Responding to a ruling by the state Court of Appeals and concerns raised by the Building Industry Association, the San Diego City Council voted 5 – 3 to change its inclusionary housing ordinance to a fee based program.  The move stems from a court ruling that declared that imposing inclusionary housing mandates on rental unit construction violated state laws governing rent control.  Instead of having to provide deed restricted units – up to 55 years – rental projects will now pay an affordable housing fee to the Housing Commission.

The BIA argued that the fee program still ran afoul of state law and that rental projects should be exempted from the program outright.
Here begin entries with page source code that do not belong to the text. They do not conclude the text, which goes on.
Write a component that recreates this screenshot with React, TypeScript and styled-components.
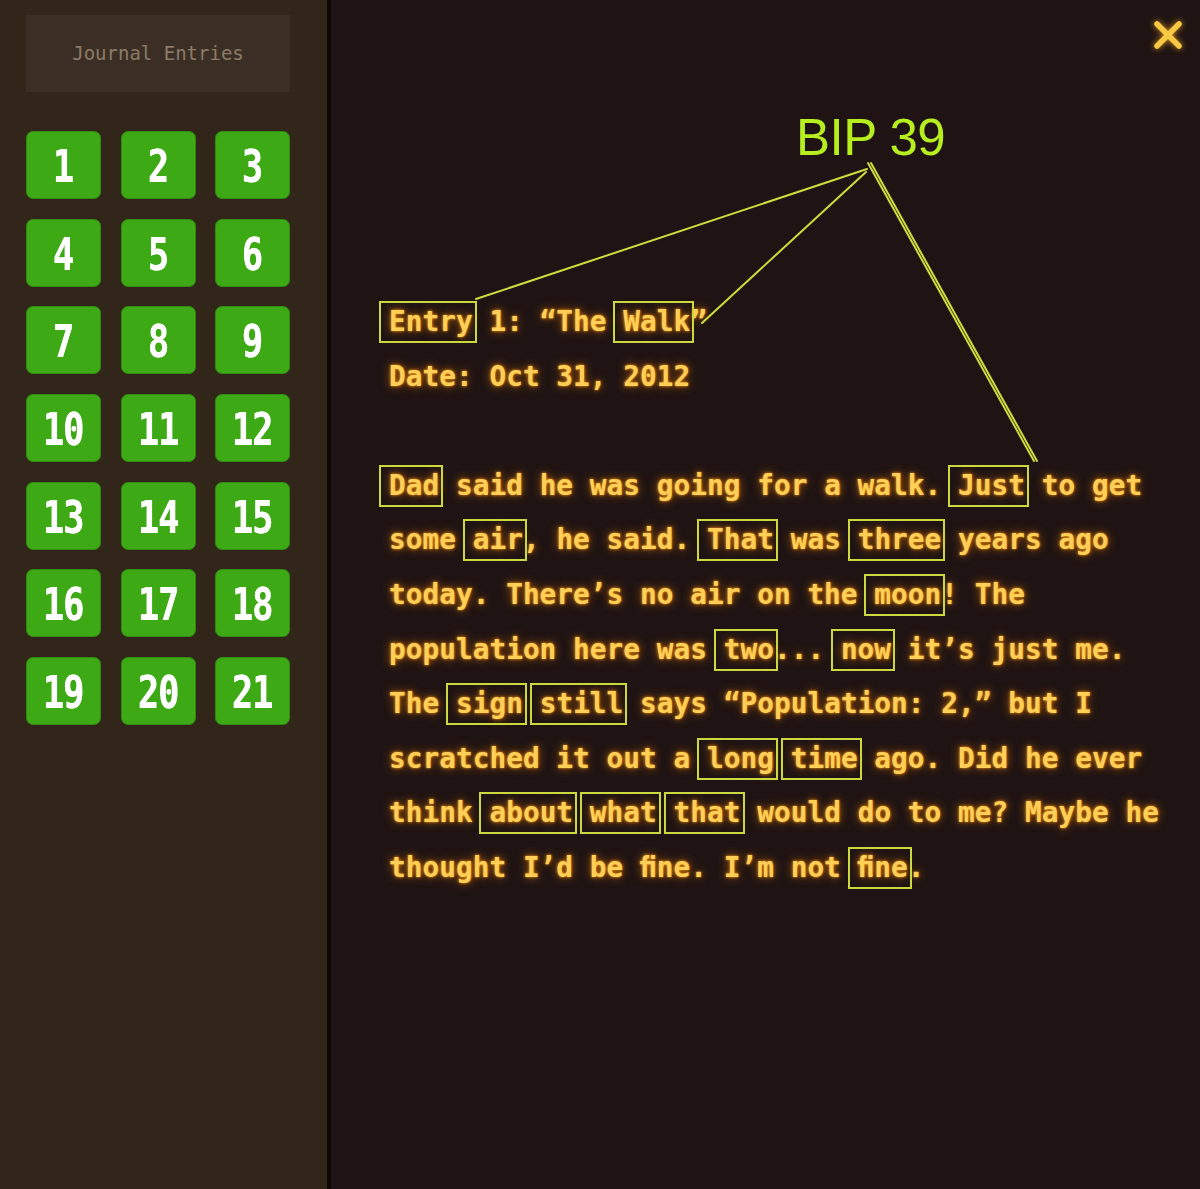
import React from "react";
import styled, { createGlobalStyle } from "styled-components";

const Global = createGlobalStyle`
  html, body { margin: 0; padding: 0; background: #1f1413; }
  * { box-sizing: border-box; }
`;

const Page = styled.div`
  display: flex;
  width: 1200px;
  height: 1189px;
  overflow: hidden;
  background: #1f1413;
`;

const Sidebar = styled.aside`
  width: 331px;
  flex: none;
  background: #32261b;
  border-right: 4px solid #0c0806;
  padding: 15px 37px 0 26px;
  display: flex;
  flex-direction: column;
`;

const SideHeader = styled.div`
  height: 77px;
  background: #3b2f25;
  display: flex;
  align-items: center;
  justify-content: center;
  font-family: "DejaVu Sans Mono", "Liberation Mono", monospace;
  font-size: 19px;
  color: #8c7b67;
  padding-bottom: 1px;
`;

const Grid = styled.div`
  margin-top: 39px;
  display: grid;
  grid-template-columns: repeat(3, 75px);
  grid-auto-rows: 68px;
  column-gap: 19.5px;
  row-gap: 19.7px;
`;

const EntryButton = styled.button`
  border: 1px solid #2f8a12;
  border-radius: 7px;
  background: #3da915;
  color: #ffffff;
  display: flex;
  align-items: center;
  justify-content: center;
  padding: 0;
  cursor: pointer;
  font-family: "DejaVu Sans Mono", "Liberation Mono", monospace;
  font-weight: 700;
  font-size: 45px;
  line-height: 1;
`;

const Digits = styled.span`
  display: inline-block;
  transform: scaleX(0.78);
  margin-top: 3px;
  letter-spacing: -1px;
  text-shadow: 0.6px 0 0 #ffffff;
`;

const Main = styled.main`
  position: relative;
  flex: 1;
  padding: 295px 0 0 58px;
`;

const CloseButton = styled.button`
  position: absolute;
  top: 19px;
  right: 16px;
  width: 32px;
  height: 32px;
  padding: 0;
  border: none;
  background: transparent;
  cursor: pointer;
  filter: drop-shadow(0 0 3px rgba(255, 170, 30, 0.8));
  svg { display: block; }
`;

const Annotation = styled.div`
  position: absolute;
  inset: 0;
  pointer-events: none;
`;

const BipLabel = styled.div`
  position: absolute;
  left: 465px;
  top: 112px;
  font-family: "Liberation Sans", Arial, sans-serif;
  font-size: 51px;
  line-height: 1;
  color: #b6ee1f;
  letter-spacing: -0.5px;
`;

const Leaders = styled.svg`
  position: absolute;
  left: 0;
  top: 0;
  width: 100%;
  height: 100%;
  overflow: visible;
`;

const Journal = styled.div`
  font-family: "DejaVu Sans Mono", "Liberation Mono", monospace;
  font-weight: 700;
  font-size: 27.8px;
  color: #ffcf58;
  text-shadow: 0 0 3px rgba(255, 160, 20, 0.95), 0 0 10px rgba(255, 130, 0, 0.7);
`;

const Line = styled.div`
  height: 54.6px;
  line-height: 54.6px;
  white-space: pre;
`;

const Marked = styled.span`
  position: relative;
  &::after {
    content: "";
    position: absolute;
    top: -4px;
    bottom: -5px;
    left: -10px;
    right: -4px;
    border: 2px solid #ccd93e;
    pointer-events: none;
  }
`;

const lines = [
  "[Entry] 1: “The [Walk]”",
  "Date: Oct 31, 2012",
  "",
  "[Dad] said he was going for a walk. [Just] to get",
  "some [air], he said. [That] was [three] years ago",
  "today. There’s no air on the [moon]! The",
  "population here was [two]... [now] it’s just me.",
  "The [sign] [still] says “Population: 2,” but I",
  "scratched it out a [long] [time] ago. Did he ever",
  "think [about] [what] [that] would do to me? Maybe he",
  "thought I’d be ﬁne. I’m not [ﬁne].",
];

function renderLine(text: string) {
  return text.split(/(\[[^\]]+\])/).map((part, i) => {
    if (part.startsWith("[") && part.endsWith("]")) {
      return <Marked key={i}>{part.slice(1, -1)}</Marked>;
    }
    return <React.Fragment key={i}>{part}</React.Fragment>;
  });
}

export default function App() {
  const entries = Array.from({ length: 21 }, (_, i) => i + 1);
  return (
    <>
      <Global />
      <Page>
        <Sidebar>
          <SideHeader>Journal Entries</SideHeader>
          <Grid>
            {entries.map((n) => (
              <EntryButton key={n}>
                <Digits>{n}</Digits>
              </EntryButton>
            ))}
          </Grid>
        </Sidebar>
        <Main>
          <Journal>
            {lines.map((l, i) => (
              <Line key={i}>{l === "" ? " " : renderLine(l)}</Line>
            ))}
          </Journal>
          <Annotation>
            <BipLabel>BIP 39</BipLabel>
            <Leaders>
              <g stroke="#cfdc3c" strokeWidth="2" fill="none" strokeLinecap="round">
                <line x1="536" y1="169" x2="145" y2="299" />
                <line x1="535" y1="172" x2="371" y2="323" />
                <line x1="537" y1="163" x2="703" y2="461" />
                <line x1="540" y1="163" x2="706" y2="461" />
              </g>
            </Leaders>
          </Annotation>
          <CloseButton aria-label="Close">
            <svg width="32" height="32" viewBox="0 0 32 32">
              <g stroke="#f7c843" strokeWidth="5.5" strokeLinecap="round">
                <line x1="5" y1="5" x2="27" y2="27" />
                <line x1="27" y1="5" x2="5" y2="27" />
              </g>
            </svg>
          </CloseButton>
        </Main>
      </Page>
    </>
  );
}
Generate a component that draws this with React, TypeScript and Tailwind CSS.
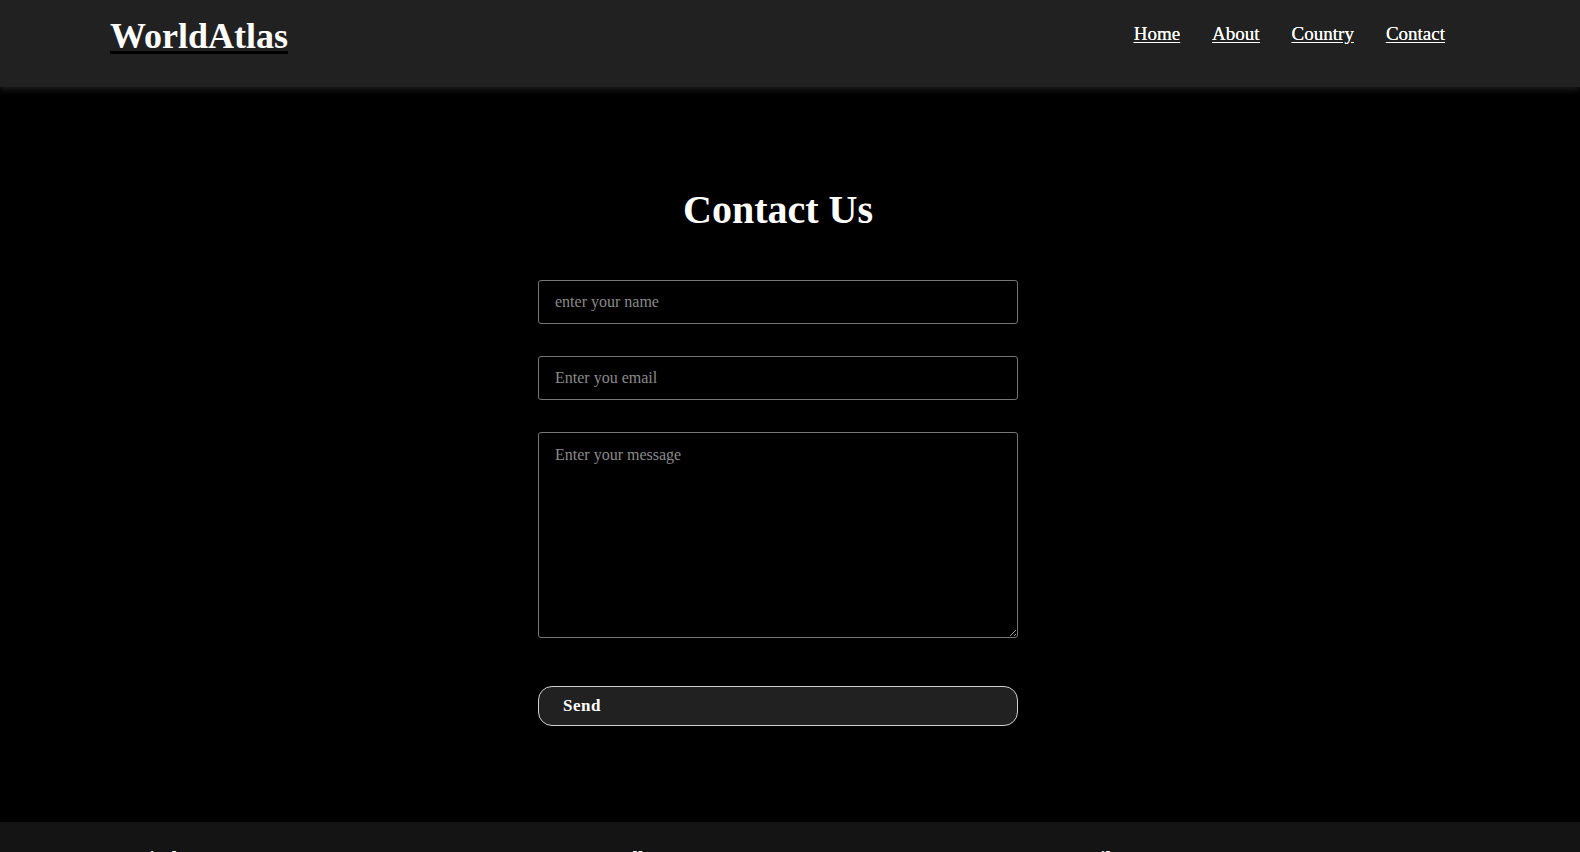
import { Phone } from 'lucide-react'

const navItems = ['Home', 'About', 'Country', 'Contact']

const serif = { fontFamily: '"Liberation Serif", "Times New Roman", serif' }

export default function App() {
  return (
    <div className="min-h-screen bg-black text-white" style={serif}>
      {/* Header */}
      <header className="relative z-10 h-[87px] bg-[#212121] shadow-[0_3px_6px_#1c1c1c]">
        <div className="flex h-full w-[1556px] items-start justify-between pl-[110px] pr-[111px]">
          <a
            href="#"
            className="mt-[16px] text-[36px] font-bold leading-[40px] text-white underline decoration-black decoration-[3px] underline-offset-[3px]"
          >
            WorldAtlas
          </a>
          <nav className="mt-[22px] flex items-center gap-8">
            {navItems.map((item) => (
              <a
                key={item}
                href="#"
                className="text-[19px] font-normal leading-6 text-white underline underline-offset-2 [text-shadow:0_0_0.4px_#fff]"
              >
                {item}
              </a>
            ))}
          </nav>
        </div>
      </header>

      {/* Contact form */}
      <main className="w-[1556px] pt-[100px] pb-[96px]">
        <h1 className="text-center text-[40px] font-bold leading-[46px]">Contact Us</h1>
        <form className="mx-auto mt-[47px] flex w-[480px] flex-col" onSubmit={(e) => e.preventDefault()}>
          <input
            type="text"
            placeholder="enter your name"
            className="h-[44px] rounded-[3px] border border-[#767676] bg-black px-4 text-[16px] text-white outline-none placeholder:text-[#8a8a8a]"
            style={serif}
          />
          <input
            type="email"
            placeholder="Enter you email"
            className="mt-8 h-[44px] rounded-[3px] border border-[#767676] bg-black px-4 text-[16px] text-white outline-none placeholder:text-[#8a8a8a]"
            style={serif}
          />
          <textarea
            placeholder="Enter your message"
            className="mt-8 h-[206px] rounded-[3px] border border-[#767676] bg-black px-4 py-[10px] text-[16px] text-white outline-none placeholder:text-[#8a8a8a]"
            style={serif}
          />
          <button
            type="submit"
            className="mt-12 h-[40px] rounded-[14px] border border-[#d0d0d0] bg-[#212121] pl-6 text-left text-[17px] font-bold tracking-[0.5px] text-white"
            style={serif}
          >
            Send
          </button>
        </form>
      </main>

      {/* Footer */}
      <footer className="bg-[#141414]">
        <div className="grid w-[1556px] grid-cols-[415px_519px_1fr] pl-[137px] pt-[26px] pb-10">
          <div>
            <p className="text-[20px] font-bold leading-[23px]">Find us</p>
            <p className="mt-1 text-[16px] text-[#aaa]">Kathmandu, Nepal</p>
          </div>
          <div className="flex items-start gap-4">
            <Phone className="mt-[4px] h-10 w-10 text-[#444]" />
            <div>
              <p className="text-[20px] font-bold leading-[23px]">Call us</p>
              <p className="mt-1 text-[16px] text-[#aaa]">+977 9800000000</p>
            </div>
          </div>
          <div>
            <p className="text-[20px] font-bold leading-[23px]">Mail us</p>
            <p className="mt-1 text-[16px] text-[#aaa]">worldatlas@gmail.com</p>
          </div>
        </div>
      </footer>
    </div>
  )
}
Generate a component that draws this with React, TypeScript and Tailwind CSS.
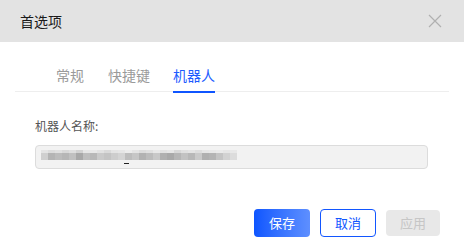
import React from "react";

const top = ["#e4e4e4","#dcdcdc","#e0e0e0","#d8d8d8","#dedede","#d2d2d2","#e6e6e6","#e8e8e8","#e2e2e2","#dadada","#e4e4e4","#e6e6e6","#ececec","#e4e4e4","#dcdcdc","#e0e0e0","#e8e8e8","#e2e2e2","#e6e6e6","#d8d8d8","#e0e0e0","#e4e4e4","#dedede","#e6e6e6","#e8e8e8","#eaeaea","#e6e6e6","#e8e8e8"];
const mid = ["#cfcfcf","#b4b4b4","#bcbcbc","#b6b6b6","#c0c0c0","#a8a8a8","#bebebe","#b8b8b8","#cacaca","#c4c4c4","#cdcdcd","#d4d4d4","#bdbdbd","#c6c6c6","#b2b2b2","#bcbcbc","#c8c8c8","#b0b0b0","#a9a9a9","#b6b6b6","#c2c2c2","#b8b8b8","#cacaca","#b0b0b0","#b4b4b4","#c4c4c4","#d2d2d2","#dcdcdc"];

export default function App() {
  return (
    <div
      className="w-[464px] h-[248px] bg-white flex flex-col overflow-hidden"
      style={{ fontFamily: '"Noto Sans CJK SC", "Noto Sans", sans-serif' }}
    >
      <div className="h-[42px] bg-[#e3e3e3] flex items-center justify-between pl-5 pr-[22px] shrink-0">
        <span className="text-[14px] text-[#1a1a1a]">首选项</span>
        <svg width="14" height="14" viewBox="0 0 14 14">
          <path d="M1 1 L13 13 M13 1 L1 13" stroke="#b0b0b0" strokeWidth="1.2" fill="none" />
        </svg>
      </div>
      <div className="mx-[15px] mt-[23px] border-b border-[#eeeeee] flex pl-[41px] gap-[24px] h-[27px]">
        <div className="text-[14px] text-[#9a9a9a] leading-[20px]">常规</div>
        <div className="text-[14px] text-[#9a9a9a] leading-[20px]">快捷键</div>
        <div className="text-[14px] text-[#1d5cff] leading-[20px] border-b-2 border-[#0f55ff] h-[28px] -ml-px">机器人</div>
      </div>
      <div className="pl-[35px] pt-[26px] text-[12px] text-[#555] leading-[16px]">机器人名称:</div>
      <div className="ml-[35px] mt-[11px] w-[393px] h-[24px] rounded-[4px] border border-[#dcdcdc] bg-[#f2f2f2] relative">
        <div className="absolute left-[5px] top-[4px] flex">
          {top.map((c, i) => (
            <div key={i} className="w-[7px] h-[3px]" style={{ background: c }} />
          ))}
        </div>
        <div className="absolute left-[5px] top-[7px] flex">
          {mid.map((c, i) => (
            <div key={i} className="w-[7px] h-[7px]" style={{ background: c }} />
          ))}
        </div>
        <div className="absolute left-[88px] top-[17px] w-[5px] h-[1px] bg-[#222]" />
      </div>
      <div className="flex justify-end gap-[10px] pr-[24px] mt-[40px] items-center">
        <button className="w-[56px] h-[28px] rounded-[4px] bg-gradient-to-r from-[#0d55ff] to-[#5e8fff] text-white text-[13px]">保存</button>
        <button className="w-[56px] h-[28px] rounded-[4px] border border-[#1256ff] text-[#1256ff] text-[13px] bg-white">取消</button>
        <button className="w-[54px] h-[26px] rounded-[4px] bg-[#e8e8e8] text-[#c6c6c6] text-[13px]">应用</button>
      </div>
    </div>
  );
}
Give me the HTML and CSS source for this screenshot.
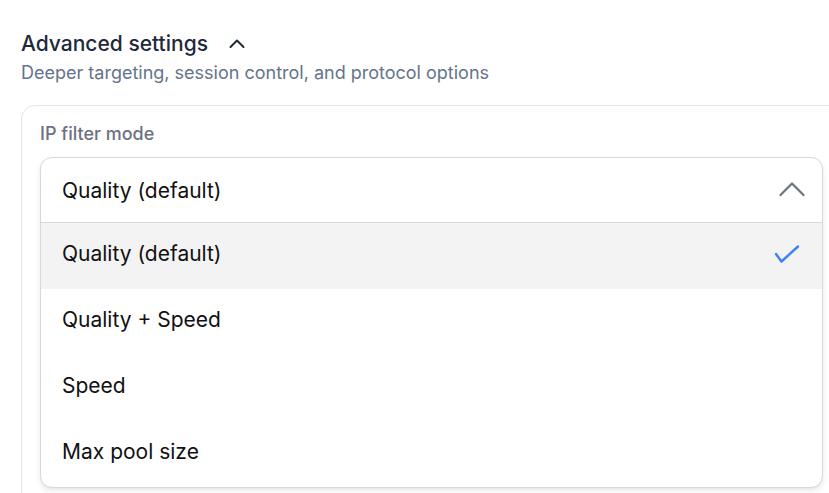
FILE: index.html
```html
<!DOCTYPE html>
<html lang="en">
<head>
<meta charset="utf-8">
<title>Advanced settings</title>
<link rel="stylesheet" href="styles.css">
</head>
<body>
<div class="page">
  <div class="section-head">
    <h2 class="title">Advanced settings</h2>
    <svg class="title-chevron" width="16" height="11" viewBox="0 0 16 11" aria-hidden="true"><polyline points="1.5,9 8,2.5 14.5,9" fill="none" stroke="#1f2937" stroke-width="2" stroke-linecap="round" stroke-linejoin="round"/></svg>
  </div>
  <p class="subtitle">Deeper targeting, session control, and protocol options</p>
  <div class="card">
    <div class="field-label">IP filter mode</div>
    <div class="select">
      <div class="trigger">
        <span>Quality (default)</span>
        <svg width="26" height="16" viewBox="0 0 26 16" aria-hidden="true"><polyline points="1.5,14 13,2.5 24.5,14" fill="none" stroke="#6b7280" stroke-width="2.2" stroke-linecap="round" stroke-linejoin="round"/></svg>
      </div>
      <ul class="options">
        <li class="option selected"><span>Quality (default)</span>
          <svg width="26" height="20" viewBox="0 0 26 20" aria-hidden="true"><polyline points="2,9 7.5,16.5 24,1.5" fill="none" stroke="#3b82f6" stroke-width="2.4" stroke-linecap="round" stroke-linejoin="round"/></svg>
        </li>
        <li class="option"><span>Quality + Speed</span></li>
        <li class="option"><span>Speed</span></li>
        <li class="option"><span>Max pool size</span></li>
      </ul>
    </div>
  </div>
</div>
</body>
</html>
```
FILE: styles.css
```css
html, body {
  margin: 0;
  padding: 0;
  overflow: hidden;
  background: #ffffff;
}
body {
  font-family: Inter, "Noto Sans", "Liberation Sans", sans-serif;
  color: #111827;
}
.page {
  width: 821px;
  height: 493px;
  padding: 30px 0 0 21px;
}
.section-head {
  display: flex;
  align-items: center;
  gap: 21px;
  height: 28px;
}
.title {
  margin: 0;
  font-size: 21px;
  font-weight: 500;
  color: #1e293b;
  line-height: 28px;
}
.title-chevron {
  margin-top: -1px;
}
.subtitle {
  margin: 3px 0 0;
  font-size: 18px;
  line-height: 24px;
  color: #64748b;
}
.card {
  margin-top: 20px;
  border: 1px solid #e2e4ea;
  border-radius: 14px;
  padding: 16px 18px 20px 18px;
  height: 400px;
}
.field-label {
  font-size: 18px;
  line-height: 24px;
  color: #6b7280;
  font-weight: 500;
}
.select {
  margin-top: 11px;
  border: 1px solid #d5d8df;
  border-radius: 12px;
  background: #fff;
  overflow: hidden;
  box-shadow: 0 3px 6px rgba(0, 0, 0, 0.08), 0 1px 2px rgba(0, 0, 0, 0.04);
}
.trigger {
  height: 64px;
  display: flex;
  align-items: center;
  justify-content: space-between;
  padding: 0 17px 0 21px;
  border-bottom: 1px solid #d3d8e2;
  font-size: 21px;
  color: #111111;
}
.trigger svg {
  margin-top: -3px;
}
.options {
  list-style: none;
  margin: 0;
  padding: 0;
}
.option {
  box-sizing: border-box;
  height: 66px;
  display: flex;
  align-items: center;
  justify-content: space-between;
  padding: 0 22px 5px 21px;
  font-size: 21px;
  color: #111111;
}
.option.selected {
  background: #f3f3f4;
}
.option.selected svg {
  margin-top: 3px;
}
```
Attorneys for the BIA argued that the nexus study used to determine the fee was flawed because its methodology was based on a premise that adding new homes to the housing stock contributes to the housing crisis.  The latest numbers released by HomeDex, a North County research firm that tracks  household affordability put  the affordability rate for San Diego at 59 percent, its highest level in years.

The proposal will pro-rate fees for projects of less than 10 units.  The result will be a fee increase of up to 80% for 9-unit projects while projects of 4-units or less will see a fee decrease.  Larger projects will continue to pay the current fee of  $4.98 per square foot.

Councilmembers David Alvarez, Marti Emerald, Todd Gloria, Sherri Lightner and Council President Tony Young voted in favor of the changes while councilmembers Carl DeMaio, Kevin Faulconer and Lorie Zapf voted against the proposal because of the issues raised by the BIA that the revised plan was still legally questionable and opened the city to potential litigation and their opposition to fee increase on smaller projects.

New Affordable Housing Fee Structure

Projects above 10 units pay $4.98 sq. ft.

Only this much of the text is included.